Sexual and racial obsessions surface in Bondage (1992), in which an anonymous, leather-clad female dominatrix and a submissive male play multiple roles in a series of sexual games. Face Value (1993), which centers on the opening of a bogus racist musical called The Real Manchu, is a farce on mistaken identities that seeks to fight racial stereotypes by using them. Hwang calls it a “dream fantasy” that employs outrageous caricature to get beyond the issue of race. Trying to Find Chinatown (1996) is a two-person play that also questions ethnic identity. A Caucasian character adopted by an Asian American family proves more Asian in his outlook and values than the Asian American male whom he stops on the street for directions. Golden Child (1996), considered by critics to be the third installment of Hwang’s family trilogy (which includes Family Devotions and Rich Relations), explores Chinese American traditions, those that liberate and those that bind. The play earned Hwang his second Obie Award and was nominated for the 1998 Tony Award for Best Play. Hwang has expressed the yearning to abandon grand themes, such as race, and write instead about small, personal details that make up an individual life.
This yearning may explain his shift in creative direction in the late 1990’s, when Hwang began to adapt other writers’ works for the stage. His 1998 adaptation of Henrik Ibsen’s Peer Gynt (1867) is equal parts folktale and social commentary, employing psychology to reinterpret the sundry dark creatures, including trolls, of the original. Like many Hwang works, it questions the indeterminate nature of human identity.
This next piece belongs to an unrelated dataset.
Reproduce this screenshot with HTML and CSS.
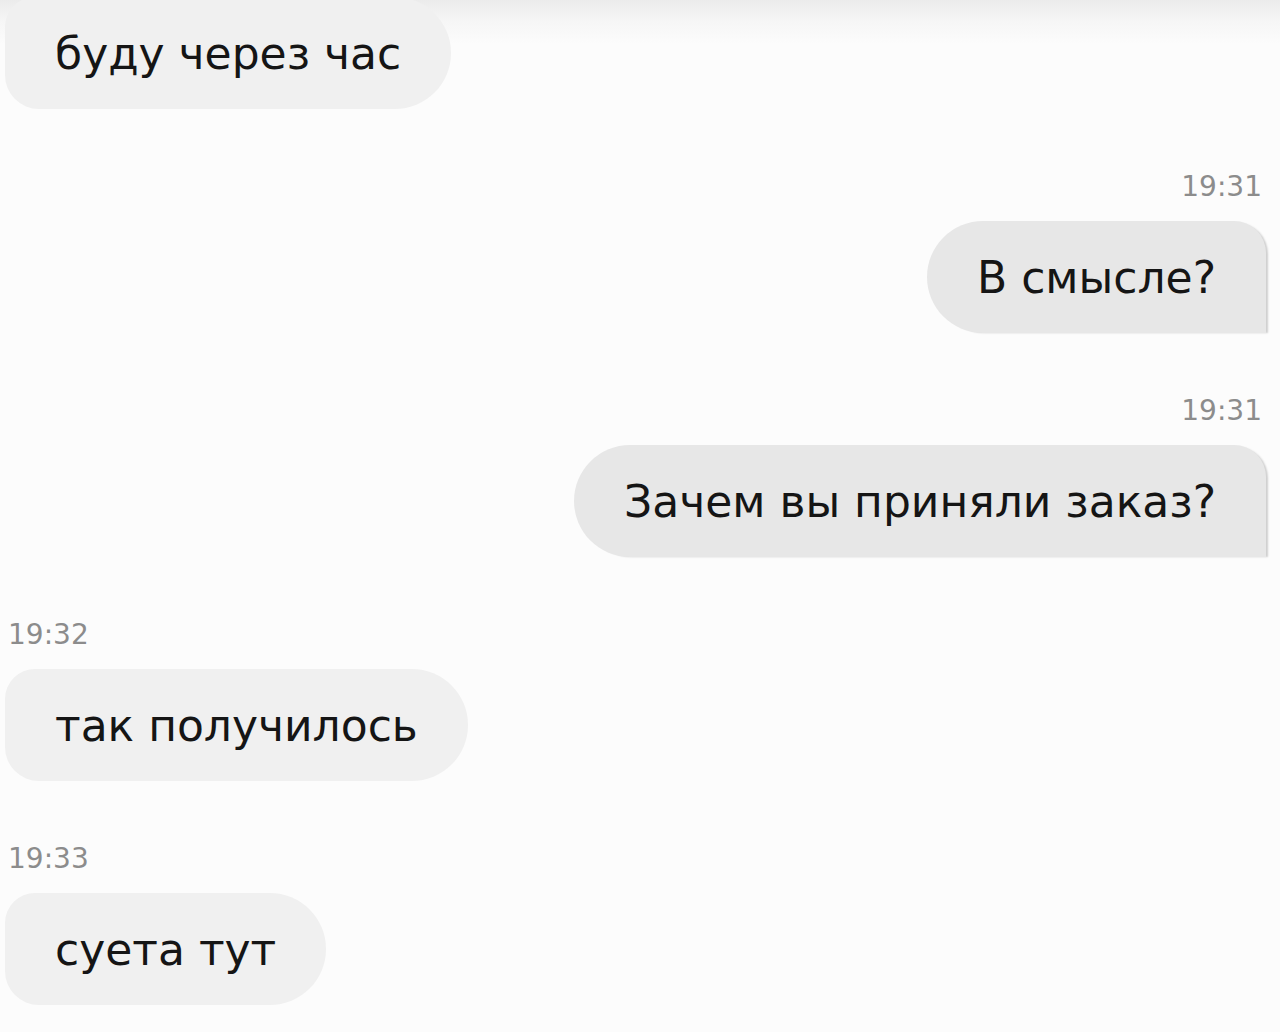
FILE: index.html
```html
<!DOCTYPE html>
<html lang="ru">
<head>
    <meta charset="UTF-8">
    <meta name="viewport" content="width=device-width, initial-scale=1.0">
    <title>Чат</title>
    <link rel="stylesheet" href="styles.css">
</head>
<body>
    <div class="chat">
        <!-- Входящее -->
        <div class="msg in first">
            <div class="bubble">буду через час</div>
        </div>

        <!-- Исходящие -->
        <div class="msg out">
            <div class="time">19:31</div>
            <div class="bubble">В смысле?</div>
        </div>
        <div class="msg out">
            <div class="time">19:31</div>
            <div class="bubble">Зачем вы приняли заказ?</div>
        </div>

        <div class="msg in">
            <div class="time">19:32</div>
            <div class="bubble">так получилось</div>
        </div>
        <div class="msg in">
            <div class="time">19:33</div>
            <div class="bubble">суета тут</div>
        </div>
    </div>
</body>
</html>
```

FILE: styles.css
```css
/* Сброс */
* {
    margin: 0;
    padding: 0;
    box-sizing: border-box;
}

body {
    font-family: "DejaVu Sans", "Open Sans", sans-serif;
    background: linear-gradient(to bottom, #ebebeb 0, #f6f6f6 22px, #fcfcfc 44px);
    color: #151515;
    height: 100vh;
    overflow: hidden;
}

/* Лента сообщений */
.chat {
    display: flex;
    flex-direction: column;
    padding: 0 14px 0 5px;
}

.msg {
    display: flex;
    flex-direction: column;
    margin-top: 58px;
}

.msg.first {
    margin-top: -3px;
}

.msg.in {
    align-items: flex-start;
}

.msg.out {
    align-items: flex-end;
}

/* Время */
.time {
    font-size: 28px;
    line-height: 40px;
    height: 40px;
    color: #8c8c8c;
    margin-bottom: 14px;
}

.msg.in .time {
    padding-left: 3px;
}

.msg.out .time {
    padding-right: 4px;
}

/* Пузыри */
.bubble {
    height: 112px;
    padding: 0 50px;
    display: flex;
    align-items: center;
    font-size: 44px;
    white-space: nowrap;
}

.msg.in .bubble {
    background-color: #f0f0f0;
    border-radius: 30px 56px 56px 34px;
}

.msg.out .bubble {
    background-color: #e7e7e7;
    border-radius: 56px 32px 0 56px;
    box-shadow: 3px 1px 2px -1px rgba(0, 0, 0, 0.18);
}
```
Next Hwang approached the Rodgers and Hammerstein Organization in 1996 to request permission, which he was granted, to readapt Flower Drum Song, based on the 1957 novel by Chin Yang Lee. Intrigued since his teen years by the musical’s Asian love story, he was simultaneously troubled by racial stereotypes in the production. One of the changes that Hwang made to the script, which he entirely rewrote, was to enhance and empower the role of the female character Mei-Li, whom he believed was underdeveloped in the earlier adaptation. In his version, the mail-order bride who journeys to the United States to meet her groom is transformed into a political refugee escaping Communist China. Again, Hwang seeks to explore and explode racial mythologies, this time those inherited from the popular theatrics of his youth. In 2003, Flower Drum Song earned him a Tony Award nomination for Best Book of a Musical.
In 1987, Hwang cofounded both the Theatre Communications Group and the Stanford Asian Theatre Group to promote the production of multiethnic dramas. He sits on the board of directors for the Dramatists Guild and the Writers Guild of America, and he is a member of the American Civil Liberties Union and Phi Beta Kappa. In 1994, he was appointed by President Bill Clinton to the President’s Committee on the Arts and Humanities, a post that he held until 2001. Hwang has served the China Institute (1993-2002) and the Center for Arts and Culture (1998-2000) as a spokesperson for Asian American arts. In 1998, he received an honorary doctorate of letters from Columbia College.